## start DATA EXCERPT

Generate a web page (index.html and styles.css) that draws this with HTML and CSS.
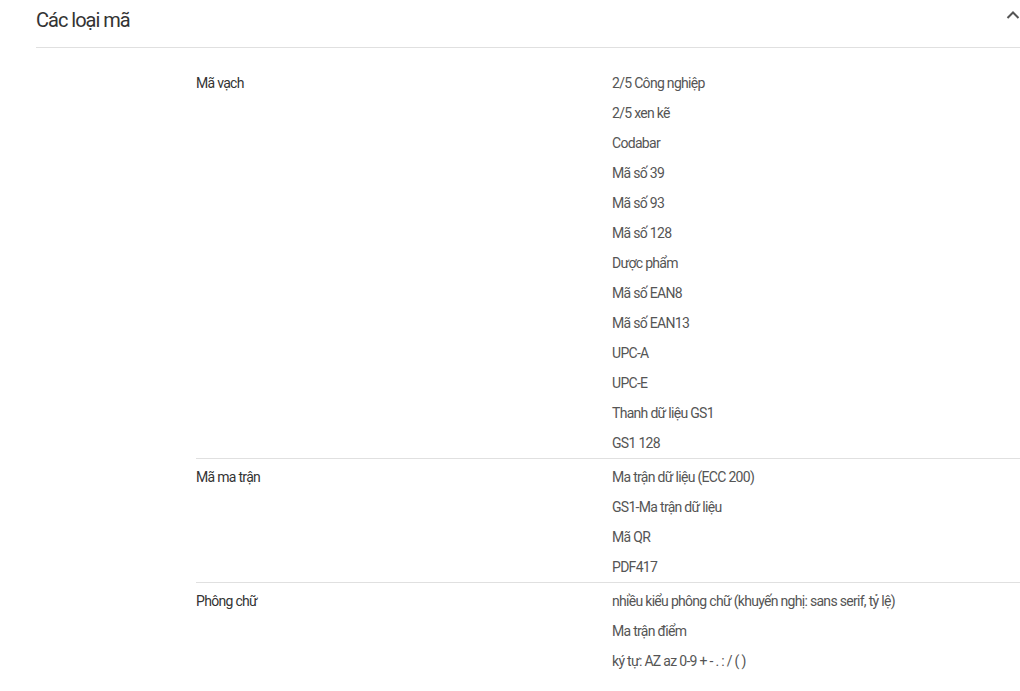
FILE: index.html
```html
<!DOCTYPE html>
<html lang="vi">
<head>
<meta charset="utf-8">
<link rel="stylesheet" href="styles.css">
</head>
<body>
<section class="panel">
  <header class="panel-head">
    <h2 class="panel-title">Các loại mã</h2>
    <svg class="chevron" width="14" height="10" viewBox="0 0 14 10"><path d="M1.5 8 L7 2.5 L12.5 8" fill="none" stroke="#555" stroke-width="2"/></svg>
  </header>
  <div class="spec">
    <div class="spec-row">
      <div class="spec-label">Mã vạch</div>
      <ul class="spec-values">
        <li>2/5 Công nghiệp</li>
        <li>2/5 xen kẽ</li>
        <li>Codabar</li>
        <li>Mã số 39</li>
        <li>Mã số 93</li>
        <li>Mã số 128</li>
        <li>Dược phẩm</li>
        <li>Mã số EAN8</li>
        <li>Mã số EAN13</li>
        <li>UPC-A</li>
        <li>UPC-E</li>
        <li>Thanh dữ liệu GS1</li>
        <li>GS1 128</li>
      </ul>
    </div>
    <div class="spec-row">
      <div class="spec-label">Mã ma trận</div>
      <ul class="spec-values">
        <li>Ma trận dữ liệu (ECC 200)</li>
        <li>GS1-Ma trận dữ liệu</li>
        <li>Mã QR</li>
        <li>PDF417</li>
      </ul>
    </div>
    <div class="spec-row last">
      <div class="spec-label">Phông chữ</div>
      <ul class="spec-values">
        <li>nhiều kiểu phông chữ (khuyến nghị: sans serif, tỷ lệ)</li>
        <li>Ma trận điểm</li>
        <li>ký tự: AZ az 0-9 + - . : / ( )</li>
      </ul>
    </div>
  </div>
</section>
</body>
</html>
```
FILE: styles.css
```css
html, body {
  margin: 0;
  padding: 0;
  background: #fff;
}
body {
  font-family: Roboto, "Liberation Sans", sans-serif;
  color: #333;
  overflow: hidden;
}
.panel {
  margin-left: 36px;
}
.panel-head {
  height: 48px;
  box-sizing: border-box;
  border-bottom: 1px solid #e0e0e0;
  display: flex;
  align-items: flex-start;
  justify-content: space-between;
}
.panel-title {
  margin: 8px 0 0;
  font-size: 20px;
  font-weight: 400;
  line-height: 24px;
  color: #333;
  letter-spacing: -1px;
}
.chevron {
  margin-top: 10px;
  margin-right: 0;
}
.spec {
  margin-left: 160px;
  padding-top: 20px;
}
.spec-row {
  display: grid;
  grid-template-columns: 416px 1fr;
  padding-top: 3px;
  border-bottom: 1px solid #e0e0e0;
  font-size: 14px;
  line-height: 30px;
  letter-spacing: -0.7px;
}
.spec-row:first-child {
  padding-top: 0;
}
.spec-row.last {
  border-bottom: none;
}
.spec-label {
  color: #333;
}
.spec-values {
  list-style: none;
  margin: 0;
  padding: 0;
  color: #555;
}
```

## end DATA EXCERPT

EXERCISE PROMPT:
Give the material again exactly as it is, but keep the pictures out.

SOLUTION TO THIS PROBLEM:
Generate a web page (index.html and styles.css) that draws this with HTML and CSS.
FILE: index.html
```html
<!DOCTYPE html>
<html lang="vi">
<head>
<meta charset="utf-8">
<link rel="stylesheet" href="styles.css">
</head>
<body>
<section class="panel">
  <header class="panel-head">
    <h2 class="panel-title">Các loại mã</h2>
    <svg class="chevron" width="14" height="10" viewBox="0 0 14 10"><path d="M1.5 8 L7 2.5 L12.5 8" fill="none" stroke="#555" stroke-width="2"/></svg>
  </header>
  <div class="spec">
    <div class="spec-row">
      <div class="spec-label">Mã vạch</div>
      <ul class="spec-values">
        <li>2/5 Công nghiệp</li>
        <li>2/5 xen kẽ</li>
        <li>Codabar</li>
        <li>Mã số 39</li>
        <li>Mã số 93</li>
        <li>Mã số 128</li>
        <li>Dược phẩm</li>
        <li>Mã số EAN8</li>
        <li>Mã số EAN13</li>
        <li>UPC-A</li>
        <li>UPC-E</li>
        <li>Thanh dữ liệu GS1</li>
        <li>GS1 128</li>
      </ul>
    </div>
    <div class="spec-row">
      <div class="spec-label">Mã ma trận</div>
      <ul class="spec-values">
        <li>Ma trận dữ liệu (ECC 200)</li>
        <li>GS1-Ma trận dữ liệu</li>
        <li>Mã QR</li>
        <li>PDF417</li>
      </ul>
    </div>
    <div class="spec-row last">
      <div class="spec-label">Phông chữ</div>
      <ul class="spec-values">
        <li>nhiều kiểu phông chữ (khuyến nghị: sans serif, tỷ lệ)</li>
        <li>Ma trận điểm</li>
        <li>ký tự: AZ az 0-9 + - . : / ( )</li>
      </ul>
    </div>
  </div>
</section>
</body>
</html>
```
FILE: styles.css
```css
html, body {
  margin: 0;
  padding: 0;
  background: #fff;
}
body {
  font-family: Roboto, "Liberation Sans", sans-serif;
  color: #333;
  overflow: hidden;
}
.panel {
  margin-left: 36px;
}
.panel-head {
  height: 48px;
  box-sizing: border-box;
  border-bottom: 1px solid #e0e0e0;
  display: flex;
  align-items: flex-start;
  justify-content: space-between;
}
.panel-title {
  margin: 8px 0 0;
  font-size: 20px;
  font-weight: 400;
  line-height: 24px;
  color: #333;
  letter-spacing: -1px;
}
.chevron {
  margin-top: 10px;
  margin-right: 0;
}
.spec {
  margin-left: 160px;
  padding-top: 20px;
}
.spec-row {
  display: grid;
  grid-template-columns: 416px 1fr;
  padding-top: 3px;
  border-bottom: 1px solid #e0e0e0;
  font-size: 14px;
  line-height: 30px;
  letter-spacing: -0.7px;
}
.spec-row:first-child {
  padding-top: 0;
}
.spec-row.last {
  border-bottom: none;
}
.spec-label {
  color: #333;
}
.spec-values {
  list-style: none;
  margin: 0;
  padding: 0;
  color: #555;
}
```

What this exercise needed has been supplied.